Our first camp on the CDD was at Papago Well. The campground was primitive with a picnic table. I had told the guys I would cook dinner the first night out and made one of my favorite TemboTusk Skottle meals, “Spicy Sausage Skottle.” Everyone pitched in, with Kirk digging a fire pit. Once it was done, we all gathered around the fire and enjoyed the meal under the stars, soaking in the warmth of the fire. We could feel the temperature starting to drop; suddenly it was as if a freezer door had opened and it was time to get into our respective sleeping bags.
At 2 a.m. I had to get out of the tent. The cold was shocking. I stood, admiring the clear, starry night sky, a sight well worth the temporary discomfort of the cold. Back inside my RTT, I fired up the heater (I had finally learned there was no need to tough things out), warmed the tent back up and went back to sleep. Just at dawn, a pack of coyotes started yipping and howling. They were loud. It sounded like there were several in different locations, each of them calling out into the frigid morning, perhaps calling out the sun to come up and warm the desert.
As the sun rose and started to warm my tent, it was finally time to get up. There was still a chill in the air and Kirk’s thermometer showed a low of 30 degrees. Soon we were all in our chairs facing east, taking in the sun like lizards on the rocks. Sufficiently warmed and motivated, we started to break camp talking about what to do next. We were not in a rush so Thule Well was our stop for the next night.
Thule Well is the site of a monument built by Boy Scouts and a flagpole with an American flag. There is also a small cabin with a picnic table and a fireplace. This was the perfect spot. We opened our tents, got out cooking gear and went to the cabin. I was doing some housekeeping in the truck when I saw smoke billowing out of the door and windows of the cabin. Kirk, Jerry, and Luis were standing outside, and I ran over, thinking the cabin was on fire. No, it was not on fire, but the flue was obstructed. Of course, the wind had died down, so we had to wait until the smoke cleared out.
While we were waiting, a Border Patrol truck passed by and made a U-turn. The agent asked if we were camping here, and then the usual question, “Are you armed?” He approved of our response and said he would pass the word to the other agents so they could check on us.
I fired up the Coleman lantern, Luis fired up the Buddy heater and the cabin became very cozy.

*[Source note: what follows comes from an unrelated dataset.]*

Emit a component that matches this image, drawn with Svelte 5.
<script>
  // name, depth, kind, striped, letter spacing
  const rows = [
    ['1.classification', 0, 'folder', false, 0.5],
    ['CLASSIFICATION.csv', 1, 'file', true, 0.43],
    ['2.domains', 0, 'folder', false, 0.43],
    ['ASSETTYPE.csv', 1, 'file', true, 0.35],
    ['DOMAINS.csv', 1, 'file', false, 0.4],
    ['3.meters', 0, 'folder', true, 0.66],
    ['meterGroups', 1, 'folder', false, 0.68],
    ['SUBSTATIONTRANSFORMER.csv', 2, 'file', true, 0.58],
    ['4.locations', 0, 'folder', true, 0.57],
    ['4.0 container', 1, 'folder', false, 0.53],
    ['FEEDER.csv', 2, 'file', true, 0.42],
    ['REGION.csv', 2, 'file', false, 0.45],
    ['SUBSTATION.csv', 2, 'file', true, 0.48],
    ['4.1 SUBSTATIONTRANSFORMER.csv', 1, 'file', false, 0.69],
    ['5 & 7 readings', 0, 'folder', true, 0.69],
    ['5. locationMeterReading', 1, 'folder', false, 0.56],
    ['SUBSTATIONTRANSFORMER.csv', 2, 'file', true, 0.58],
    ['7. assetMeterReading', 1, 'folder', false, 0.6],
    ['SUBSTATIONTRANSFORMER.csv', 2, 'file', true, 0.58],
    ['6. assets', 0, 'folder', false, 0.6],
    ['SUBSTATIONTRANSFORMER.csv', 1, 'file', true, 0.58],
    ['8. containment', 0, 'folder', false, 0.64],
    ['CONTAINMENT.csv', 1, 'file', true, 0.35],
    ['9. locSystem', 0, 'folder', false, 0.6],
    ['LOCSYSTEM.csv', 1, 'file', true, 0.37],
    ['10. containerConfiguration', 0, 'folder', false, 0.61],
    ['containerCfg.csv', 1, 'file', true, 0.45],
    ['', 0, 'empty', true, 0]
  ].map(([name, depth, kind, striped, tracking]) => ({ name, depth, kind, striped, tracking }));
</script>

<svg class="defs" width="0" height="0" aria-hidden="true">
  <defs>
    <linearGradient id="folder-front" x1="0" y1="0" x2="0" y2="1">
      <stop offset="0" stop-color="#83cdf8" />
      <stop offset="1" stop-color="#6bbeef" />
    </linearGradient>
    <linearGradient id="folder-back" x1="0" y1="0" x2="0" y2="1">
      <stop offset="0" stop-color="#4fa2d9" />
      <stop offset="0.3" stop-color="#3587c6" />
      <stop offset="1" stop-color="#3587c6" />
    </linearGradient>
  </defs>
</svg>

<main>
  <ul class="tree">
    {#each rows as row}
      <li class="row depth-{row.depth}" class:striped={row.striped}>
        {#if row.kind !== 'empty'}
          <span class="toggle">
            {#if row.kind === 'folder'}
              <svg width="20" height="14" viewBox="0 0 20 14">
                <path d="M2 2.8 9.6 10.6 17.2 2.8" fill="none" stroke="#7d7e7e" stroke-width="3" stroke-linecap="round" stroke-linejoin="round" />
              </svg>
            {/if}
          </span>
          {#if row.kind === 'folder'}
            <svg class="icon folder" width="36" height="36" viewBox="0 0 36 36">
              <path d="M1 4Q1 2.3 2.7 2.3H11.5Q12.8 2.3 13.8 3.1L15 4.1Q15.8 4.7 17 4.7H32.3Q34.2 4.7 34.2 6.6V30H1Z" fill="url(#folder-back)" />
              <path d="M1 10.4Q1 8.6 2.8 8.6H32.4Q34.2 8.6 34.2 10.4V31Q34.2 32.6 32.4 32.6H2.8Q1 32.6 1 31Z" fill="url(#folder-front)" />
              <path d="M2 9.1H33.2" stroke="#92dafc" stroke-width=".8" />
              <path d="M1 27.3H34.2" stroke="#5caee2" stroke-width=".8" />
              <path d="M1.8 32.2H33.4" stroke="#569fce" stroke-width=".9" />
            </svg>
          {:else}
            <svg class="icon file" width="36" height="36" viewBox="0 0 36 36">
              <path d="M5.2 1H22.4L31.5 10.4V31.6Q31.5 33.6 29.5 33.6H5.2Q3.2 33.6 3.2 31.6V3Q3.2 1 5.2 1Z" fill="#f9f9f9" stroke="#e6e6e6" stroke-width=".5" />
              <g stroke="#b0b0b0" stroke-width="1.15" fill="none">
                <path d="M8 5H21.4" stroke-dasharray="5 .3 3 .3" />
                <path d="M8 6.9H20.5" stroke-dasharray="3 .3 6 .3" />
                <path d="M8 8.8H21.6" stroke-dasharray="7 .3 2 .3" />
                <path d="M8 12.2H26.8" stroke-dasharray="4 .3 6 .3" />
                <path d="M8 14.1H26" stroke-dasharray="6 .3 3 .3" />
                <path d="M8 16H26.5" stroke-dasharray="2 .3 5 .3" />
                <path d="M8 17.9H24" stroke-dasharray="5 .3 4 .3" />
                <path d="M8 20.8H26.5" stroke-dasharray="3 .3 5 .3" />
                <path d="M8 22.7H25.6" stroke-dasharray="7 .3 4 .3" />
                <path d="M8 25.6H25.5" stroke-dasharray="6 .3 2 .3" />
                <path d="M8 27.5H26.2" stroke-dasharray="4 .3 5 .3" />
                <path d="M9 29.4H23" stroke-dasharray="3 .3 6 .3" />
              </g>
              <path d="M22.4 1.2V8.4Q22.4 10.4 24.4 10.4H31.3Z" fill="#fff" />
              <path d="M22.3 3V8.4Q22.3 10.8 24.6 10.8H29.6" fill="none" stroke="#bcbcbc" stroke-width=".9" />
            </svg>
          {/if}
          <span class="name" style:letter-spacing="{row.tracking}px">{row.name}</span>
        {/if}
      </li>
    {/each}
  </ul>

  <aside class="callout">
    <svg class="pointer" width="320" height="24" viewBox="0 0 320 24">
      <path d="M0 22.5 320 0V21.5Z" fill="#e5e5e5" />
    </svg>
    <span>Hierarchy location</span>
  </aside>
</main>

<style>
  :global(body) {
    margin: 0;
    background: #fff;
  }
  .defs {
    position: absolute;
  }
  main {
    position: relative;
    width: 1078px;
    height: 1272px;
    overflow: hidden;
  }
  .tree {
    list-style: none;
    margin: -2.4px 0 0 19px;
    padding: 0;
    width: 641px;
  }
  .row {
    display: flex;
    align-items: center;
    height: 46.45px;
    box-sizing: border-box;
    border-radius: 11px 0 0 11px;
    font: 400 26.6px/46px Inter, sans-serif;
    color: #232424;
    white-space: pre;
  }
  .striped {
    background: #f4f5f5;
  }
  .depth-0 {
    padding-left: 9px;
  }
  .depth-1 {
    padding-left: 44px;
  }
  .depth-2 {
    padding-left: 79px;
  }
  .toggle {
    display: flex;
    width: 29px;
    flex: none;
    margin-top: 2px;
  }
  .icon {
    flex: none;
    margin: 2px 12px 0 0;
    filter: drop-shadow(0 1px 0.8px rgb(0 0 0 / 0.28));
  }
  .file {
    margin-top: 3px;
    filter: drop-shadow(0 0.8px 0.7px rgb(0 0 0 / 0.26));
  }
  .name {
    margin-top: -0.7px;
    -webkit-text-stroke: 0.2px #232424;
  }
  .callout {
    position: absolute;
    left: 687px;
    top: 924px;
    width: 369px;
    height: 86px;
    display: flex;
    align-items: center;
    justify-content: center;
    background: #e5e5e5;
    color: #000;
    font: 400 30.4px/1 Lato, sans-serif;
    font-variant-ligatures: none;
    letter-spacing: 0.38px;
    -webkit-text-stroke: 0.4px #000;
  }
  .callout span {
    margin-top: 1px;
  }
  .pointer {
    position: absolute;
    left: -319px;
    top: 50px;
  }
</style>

As dinner was being cooked, the smoke from dinner threatened to drive us out again. Later we sat around the heater and solved the problems of the world. As we walked to our tents the night sky was amazing. We were lucky to be so isolated from civilization that we could see and wonder in the nighttime splendor.

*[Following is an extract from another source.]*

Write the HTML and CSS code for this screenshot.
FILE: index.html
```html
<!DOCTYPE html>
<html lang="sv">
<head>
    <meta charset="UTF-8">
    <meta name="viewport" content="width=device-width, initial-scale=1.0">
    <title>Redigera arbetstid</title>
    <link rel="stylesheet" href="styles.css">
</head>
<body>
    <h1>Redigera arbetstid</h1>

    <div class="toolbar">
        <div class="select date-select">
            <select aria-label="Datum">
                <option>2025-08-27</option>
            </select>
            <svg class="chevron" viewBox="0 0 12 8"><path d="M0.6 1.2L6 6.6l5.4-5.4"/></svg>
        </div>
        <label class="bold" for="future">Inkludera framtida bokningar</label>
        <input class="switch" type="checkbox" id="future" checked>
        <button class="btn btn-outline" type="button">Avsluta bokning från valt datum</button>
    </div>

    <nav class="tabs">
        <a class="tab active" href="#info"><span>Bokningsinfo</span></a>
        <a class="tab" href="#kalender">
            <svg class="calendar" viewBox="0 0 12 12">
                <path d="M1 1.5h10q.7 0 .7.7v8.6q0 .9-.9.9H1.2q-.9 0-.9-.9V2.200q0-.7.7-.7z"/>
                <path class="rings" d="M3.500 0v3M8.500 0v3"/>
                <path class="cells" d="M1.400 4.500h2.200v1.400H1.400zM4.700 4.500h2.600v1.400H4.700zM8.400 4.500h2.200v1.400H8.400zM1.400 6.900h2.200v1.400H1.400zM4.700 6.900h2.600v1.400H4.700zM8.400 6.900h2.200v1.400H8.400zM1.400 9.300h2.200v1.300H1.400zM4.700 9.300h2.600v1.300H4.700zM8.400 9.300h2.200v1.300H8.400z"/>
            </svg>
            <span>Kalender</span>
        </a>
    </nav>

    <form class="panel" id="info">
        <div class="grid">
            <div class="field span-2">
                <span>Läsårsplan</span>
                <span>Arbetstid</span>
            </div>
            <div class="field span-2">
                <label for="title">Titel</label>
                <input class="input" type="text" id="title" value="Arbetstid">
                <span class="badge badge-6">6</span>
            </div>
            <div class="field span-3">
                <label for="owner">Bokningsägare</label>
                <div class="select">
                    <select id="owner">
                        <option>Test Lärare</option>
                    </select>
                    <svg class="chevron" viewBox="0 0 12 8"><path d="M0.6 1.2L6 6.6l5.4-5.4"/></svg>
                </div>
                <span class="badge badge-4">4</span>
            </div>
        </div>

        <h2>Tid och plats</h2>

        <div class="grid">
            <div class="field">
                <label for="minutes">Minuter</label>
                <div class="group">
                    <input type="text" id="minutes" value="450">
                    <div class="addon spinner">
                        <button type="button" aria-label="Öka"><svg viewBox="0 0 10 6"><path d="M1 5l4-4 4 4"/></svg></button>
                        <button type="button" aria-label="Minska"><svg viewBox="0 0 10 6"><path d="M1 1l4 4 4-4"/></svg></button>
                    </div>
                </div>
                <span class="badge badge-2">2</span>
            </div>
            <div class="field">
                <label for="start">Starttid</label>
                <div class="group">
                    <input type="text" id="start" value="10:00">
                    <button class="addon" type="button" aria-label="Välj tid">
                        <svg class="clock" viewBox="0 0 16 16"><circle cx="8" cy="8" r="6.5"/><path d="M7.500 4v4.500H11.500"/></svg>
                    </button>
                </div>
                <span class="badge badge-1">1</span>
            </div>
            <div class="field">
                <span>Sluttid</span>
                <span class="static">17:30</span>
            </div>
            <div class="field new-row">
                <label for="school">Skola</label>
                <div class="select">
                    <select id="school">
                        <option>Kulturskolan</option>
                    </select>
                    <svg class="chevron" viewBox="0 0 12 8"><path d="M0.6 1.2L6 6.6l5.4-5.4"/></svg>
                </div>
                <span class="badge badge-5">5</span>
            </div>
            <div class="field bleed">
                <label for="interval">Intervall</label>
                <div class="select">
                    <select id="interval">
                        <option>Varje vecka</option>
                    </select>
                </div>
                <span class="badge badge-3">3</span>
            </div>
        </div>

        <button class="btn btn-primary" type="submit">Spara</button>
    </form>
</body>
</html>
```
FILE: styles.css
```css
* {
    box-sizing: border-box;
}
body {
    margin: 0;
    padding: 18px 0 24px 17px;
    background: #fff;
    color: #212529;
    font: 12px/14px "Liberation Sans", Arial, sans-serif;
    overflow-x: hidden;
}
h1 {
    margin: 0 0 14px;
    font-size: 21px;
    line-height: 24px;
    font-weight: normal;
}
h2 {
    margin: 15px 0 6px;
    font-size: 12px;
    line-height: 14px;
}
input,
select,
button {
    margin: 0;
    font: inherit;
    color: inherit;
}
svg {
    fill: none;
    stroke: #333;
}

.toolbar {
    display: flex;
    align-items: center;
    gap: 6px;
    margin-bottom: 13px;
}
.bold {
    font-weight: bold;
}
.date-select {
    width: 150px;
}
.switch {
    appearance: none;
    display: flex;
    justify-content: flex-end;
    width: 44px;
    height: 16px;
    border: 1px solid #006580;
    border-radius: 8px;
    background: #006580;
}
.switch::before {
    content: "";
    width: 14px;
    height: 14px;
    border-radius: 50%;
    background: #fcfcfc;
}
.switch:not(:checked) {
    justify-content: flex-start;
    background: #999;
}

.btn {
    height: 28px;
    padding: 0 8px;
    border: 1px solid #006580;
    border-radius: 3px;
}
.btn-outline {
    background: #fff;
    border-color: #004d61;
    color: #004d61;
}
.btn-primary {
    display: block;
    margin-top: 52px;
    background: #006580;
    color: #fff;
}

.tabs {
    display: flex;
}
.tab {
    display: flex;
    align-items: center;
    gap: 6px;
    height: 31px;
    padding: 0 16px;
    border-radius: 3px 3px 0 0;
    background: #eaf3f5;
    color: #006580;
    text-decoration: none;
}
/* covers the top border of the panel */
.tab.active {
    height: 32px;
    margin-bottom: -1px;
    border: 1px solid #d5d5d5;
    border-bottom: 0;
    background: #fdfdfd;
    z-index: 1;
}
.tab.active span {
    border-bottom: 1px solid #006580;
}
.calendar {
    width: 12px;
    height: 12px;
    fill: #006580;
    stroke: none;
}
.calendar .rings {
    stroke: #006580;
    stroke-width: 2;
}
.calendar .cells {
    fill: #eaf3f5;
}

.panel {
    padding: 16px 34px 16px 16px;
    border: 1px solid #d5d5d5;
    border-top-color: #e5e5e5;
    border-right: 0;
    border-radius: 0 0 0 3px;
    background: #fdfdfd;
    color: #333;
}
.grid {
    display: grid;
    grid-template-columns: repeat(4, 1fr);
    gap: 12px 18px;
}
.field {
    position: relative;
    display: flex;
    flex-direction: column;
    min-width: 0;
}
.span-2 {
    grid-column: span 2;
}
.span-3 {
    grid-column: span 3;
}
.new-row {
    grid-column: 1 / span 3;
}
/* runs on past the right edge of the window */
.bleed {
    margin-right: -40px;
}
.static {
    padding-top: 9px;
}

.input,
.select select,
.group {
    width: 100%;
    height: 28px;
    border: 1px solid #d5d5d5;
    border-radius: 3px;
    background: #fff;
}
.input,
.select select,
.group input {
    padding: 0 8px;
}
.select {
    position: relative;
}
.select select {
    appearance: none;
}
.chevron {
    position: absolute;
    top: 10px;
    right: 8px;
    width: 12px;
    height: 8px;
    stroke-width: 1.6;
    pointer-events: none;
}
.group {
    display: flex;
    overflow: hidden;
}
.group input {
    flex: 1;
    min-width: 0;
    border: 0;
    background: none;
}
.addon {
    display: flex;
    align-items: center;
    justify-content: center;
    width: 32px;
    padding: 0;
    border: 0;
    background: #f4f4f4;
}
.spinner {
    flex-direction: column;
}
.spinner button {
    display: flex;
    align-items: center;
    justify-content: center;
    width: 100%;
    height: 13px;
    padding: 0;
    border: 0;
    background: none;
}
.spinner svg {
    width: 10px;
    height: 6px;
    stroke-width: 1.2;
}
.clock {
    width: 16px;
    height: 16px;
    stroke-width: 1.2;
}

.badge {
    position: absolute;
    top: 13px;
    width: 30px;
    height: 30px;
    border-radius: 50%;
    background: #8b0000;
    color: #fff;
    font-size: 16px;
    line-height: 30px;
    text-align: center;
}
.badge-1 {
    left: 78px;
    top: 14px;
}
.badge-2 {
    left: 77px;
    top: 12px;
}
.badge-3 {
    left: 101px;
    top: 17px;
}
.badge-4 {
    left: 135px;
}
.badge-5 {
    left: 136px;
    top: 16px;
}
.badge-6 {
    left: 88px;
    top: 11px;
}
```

It was time once again to get up as the sun hit the tent and we all made our way to the cabin. Skottles were fired up for breakfast. I had brought a New Jersey delicacy, Taylor Ham, for the group. Soon the cabin was filled with the smell of ham cooking. It is always a good feeling to make some converts to the joys of Taylor Ham.
As we were cleaning up, we could hear a helicopter close by. It was flying low and banked towards us. We waved and the spotter waved back. Luis had stepped away for the call of nature and just after the helo passed us, it made a sharp bank right over where Luis was. Yup, they were checking on us and in a good way. After breakfast, we had to head toward Yuma. We still had one more night on the trail, but the end was near. There were a couple of different routes to take and we choose to route closest to the border. As we were driving, Kirk called out on the radio, “There’s a guy up ahead with his arm out. I think he is a Border Patrol agent.”

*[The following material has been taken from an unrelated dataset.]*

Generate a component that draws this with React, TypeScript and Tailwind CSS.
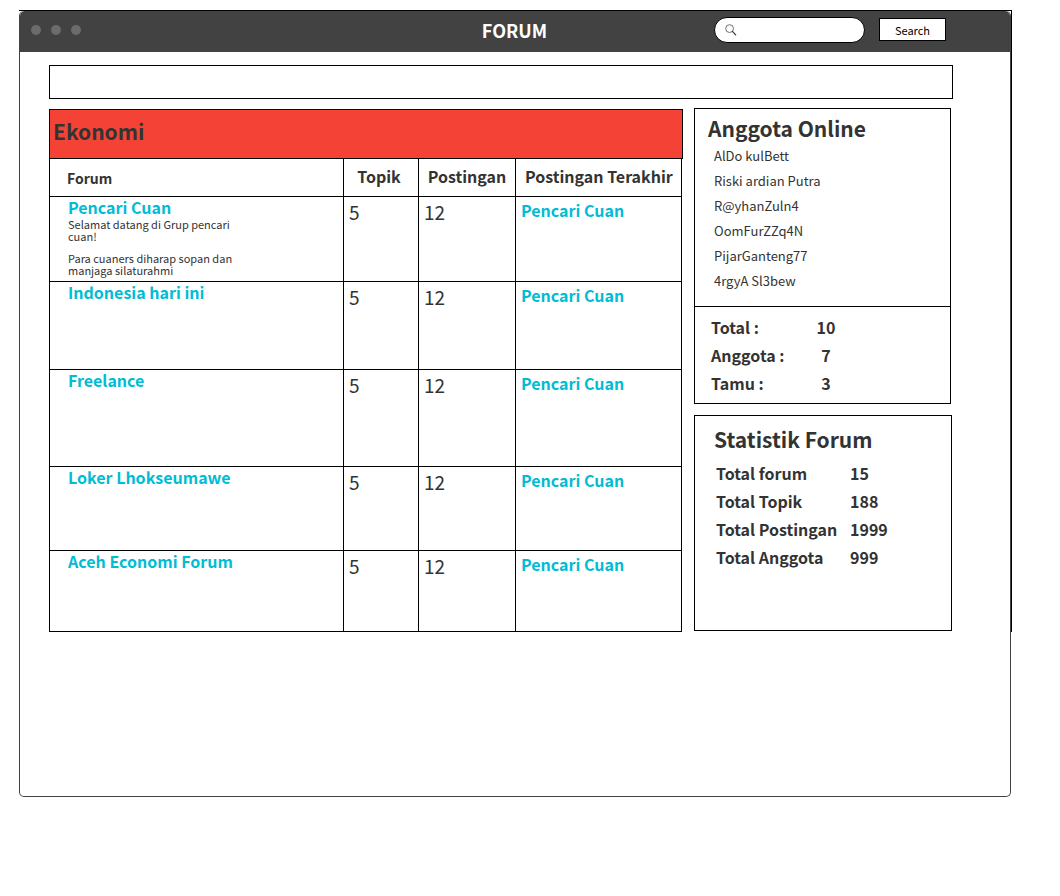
const members = [
  'AlDo kulBett',
  'Riski ardian Putra',
  'R@yhanZuln4',
  'OomFurZZq4N',
  'PijarGanteng77',
  '4rgyA Sl3bew',
]

const onlineTotals = [
  { label: 'Total :', value: 10 },
  { label: 'Anggota :', value: 7 },
  { label: 'Tamu :', value: 3 },
]

const statistics = [
  { label: 'Total forum', value: 15 },
  { label: 'Total Topik', value: 188 },
  { label: 'Total Postingan', value: 1999 },
  { label: 'Total Anggota', value: 999 },
]

const forums = [
  {
    name: 'Pencari Cuan',
    description: ['Selamat datang di Grup pencari cuan!', 'Para cuaners diharap sopan dan manjaga silaturahmi'],
    height: 'h-[85px]',
  },
  { name: 'Indonesia hari ini', description: [], height: 'h-[88px]' },
  { name: 'Freelance', description: [], height: 'h-[97px]' },
  { name: 'Loker Lhokseumawe', description: [], height: 'h-[84px]' },
  { name: 'Aceh Economi Forum', description: [], height: 'h-[81px]' },
]

function TitleBar() {
  return (
    <header className="grid h-[41px] grid-cols-[1fr_auto_1fr] items-center rounded-t-[5px] bg-[#424242] pr-16 pb-1 pl-[11px]">
      <div className="flex gap-2.5" aria-hidden="true">
        <span className="size-2.5 rounded-full bg-[#6b6b6b]" />
        <span className="size-2.5 rounded-full bg-[#6b6b6b]" />
        <span className="size-2.5 rounded-full bg-[#6b6b6b]" />
      </div>
      <h1 className="pl-[52px] text-[18px] leading-6 font-bold text-white">FORUM</h1>
      <form className="flex items-center justify-end gap-3.5" onSubmit={(e) => e.preventDefault()}>
        <label className="flex h-[26px] w-[151px] items-center gap-1.5 rounded-full border border-black bg-white pr-3 pl-2.5">
          <svg viewBox="0 0 12 12" className="size-3 shrink-0" fill="none" stroke="#333" aria-hidden="true">
            <circle cx="4.6" cy="4.6" r="3.9" strokeWidth="0.7" />
            <path d="M7.4 7.4 10.7 10.9" strokeWidth="1.2" strokeLinecap="round" />
          </svg>
          <input type="search" aria-label="Cari forum" className="w-full min-w-0 bg-transparent text-[12px] outline-none" />
        </label>
        <button type="submit" className="h-[23px] w-[67px] border border-black bg-white text-[11px] leading-5 text-black">
          Search
        </button>
      </form>
    </header>
  )
}

function ForumTable() {
  return (
    <section className="min-w-0 flex-1 pt-px">
      <h2 className="h-[50px] border border-black bg-[#f44336] pl-[3px] text-[21px] leading-[42px] font-bold">Ekonomi</h2>
      <div className="pr-px">
        <table className="w-full table-fixed border-separate border-spacing-0 border-l border-black text-left">
          <colgroup>
            <col />
            <col className="w-[75px]" />
            <col className="w-[97px]" />
            <col className="w-[166px]" />
          </colgroup>
          <thead>
            <tr className="h-[38px] text-[16px] leading-6">
              <th className="border-r border-b border-black p-0 pl-[17px] text-[14px]">Forum</th>
              <th className="border-r border-b border-black p-0 pr-1 pb-1 text-center">Topik</th>
              <th className="border-r border-b border-black p-0 pb-1 text-center">Postingan</th>
              <th className="border-r border-b border-black p-0 pb-1 pl-[9px]">Postingan Terakhir</th>
            </tr>
          </thead>
          <tbody>
            {forums.map((forum) => (
              <tr key={forum.name} className={`${forum.height} align-top`}>
                <td className="border-r border-b border-black p-0 pl-[18px]">
                  <a href="#" className="block text-[16px] leading-[21px] font-bold text-[#00bcd4]">
                    {forum.name}
                  </a>
                  {forum.description.length > 0 && (
                    <div className="flex w-[170px] flex-col gap-2.5 text-[11px] leading-3">
                      {forum.description.map((line) => (
                        <p key={line}>{line}</p>
                      ))}
                    </div>
                  )}
                </td>
                <td className="border-r border-b border-black p-0 pl-[5px] text-[19px] leading-[30px]">5</td>
                <td className="border-r border-b border-black p-0 pl-[5px] text-[19px] leading-[30px]">12</td>
                <td className="border-r border-b border-black p-0 pl-[5px]">
                  <a href="#" className="block text-[16px] leading-[26px] font-bold text-[#00bcd4]">
                    Pencari Cuan
                  </a>
                </td>
              </tr>
            ))}
          </tbody>
        </table>
      </div>
    </section>
  )
}

function Sidebar() {
  return (
    <aside className="flex w-[258px] shrink-0 flex-col gap-[11px]">
      <section className="mr-px border border-black">
        <div className="h-[197px] pl-[13px]">
          <h2 className="pt-[5px] text-[21px] leading-7 font-bold">Anggota Online</h2>
          <ul className="pt-px pl-1.5 text-[13px] leading-[25px]">
            {members.map((name) => (
              <li key={name}>{name}</li>
            ))}
          </ul>
        </div>
        <dl className="h-[97px] border-t border-black pt-1.5 pl-4 text-[16px] leading-7 font-bold">
          {onlineTotals.map((row) => (
            <div key={row.label} className="flex">
              <dt className="w-[95px]">{row.label}</dt>
              <dd className="w-10 text-center">{row.value}</dd>
            </div>
          ))}
        </dl>
      </section>
      <section className="h-[216px] border border-black pl-[19px]">
        <h2 className="pt-[7px] text-[21px] leading-8 font-bold">Statistik Forum</h2>
        <dl className="pt-1 pl-0.5 text-[16px] leading-7 font-bold">
          {statistics.map((row) => (
            <div key={row.label} className="flex">
              <dt className="w-[134px]">{row.label}</dt>
              <dd>{row.value}</dd>
            </div>
          ))}
        </dl>
      </section>
    </aside>
  )
}

export default function App() {
  return (
    <div className="min-h-screen bg-white pt-2.5 pr-12 pl-[19px] font-['Noto_Sans_CJK_SC','Noto_Sans',sans-serif] text-[#333]">
      <div className="relative pt-px pr-px">
        <div className="pointer-events-none absolute inset-x-0 top-0 h-[622px] border-t border-r border-black" />
        <div className="min-h-[786px] rounded-[5px] border border-t-0 border-[#424242]">
          <TitleBar />
          <main className="pt-[13px] pr-[57px] pl-[29px]">
            <div className="h-[34px] border border-black" />
            <div className="flex items-start gap-[11px] pt-[9px] pr-px">
              <ForumTable />
              <Sidebar />
            </div>
          </main>
        </div>
      </div>
    </div>
  )
}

As we got closer we were surprised by a lifelike mannequin dressed in a Border Patrol uniform, gun belt, arm stretched out and holding a lantern. To make this even more surreal the mannequin had a “Jason” hockey mask. This was either the work of some imaginative Border Patrol Agents or some anti-BP entity. I do know it would scare the life out of someone at night.
As we traveled along the Barry Goldwater bombing range, we could hear F-16s crisscrossing the sky. Out in the distance is a complex called “Yodaville,” a collection of shipping containers and vehicles configured to represent an urban environment, painted and made to look as real as possible, providing Forward Air Controllers (FACs) and pilots a realistic training experience. This type of training is invaluable in taking the fight to the enemy and reducing collateral damage.
Traveling towards Tinas Altas we saw a truck at the side of the road and a couple of UTVs stopped. We were soon upon them and there was a range warden checking for permits. The warden was friendly and asked who we were and what we were doing, asking for our permits. Of course, I forgot mine and could not find the e-mail with it. Jerry and Luis had theirs and we were on our way. The warden suggested always taking a picture of the permits.
We passed several more side by sides and soon were looking for a spot to spend the night. We followed a track off the main road and found a beautiful spot up against some large rocks. Once set up, fire started and drinks in hand, we enjoyed an amazing sunset. We talked about the need to come back and spend more time to see all the sights we missed. After dinner, we stayed up later than usual, not wanting to face the reality of heading out the next morning. A couple of coyotes serenaded us as we retired to our tents.
In the morning the sun quickly warmed our tents and soon we were up making coffee and talking about the long drives ahead of us. The road out to Yuma was very sandy and some of the worst washboard I’ve experienced. The ruts seemed to be spaced wider than past experiences so finding the right speed was elusive. It was a slow, bumpy drive and suddenly we were in a neighborhood. We had reached the end of the CDD and were already talking about coming back.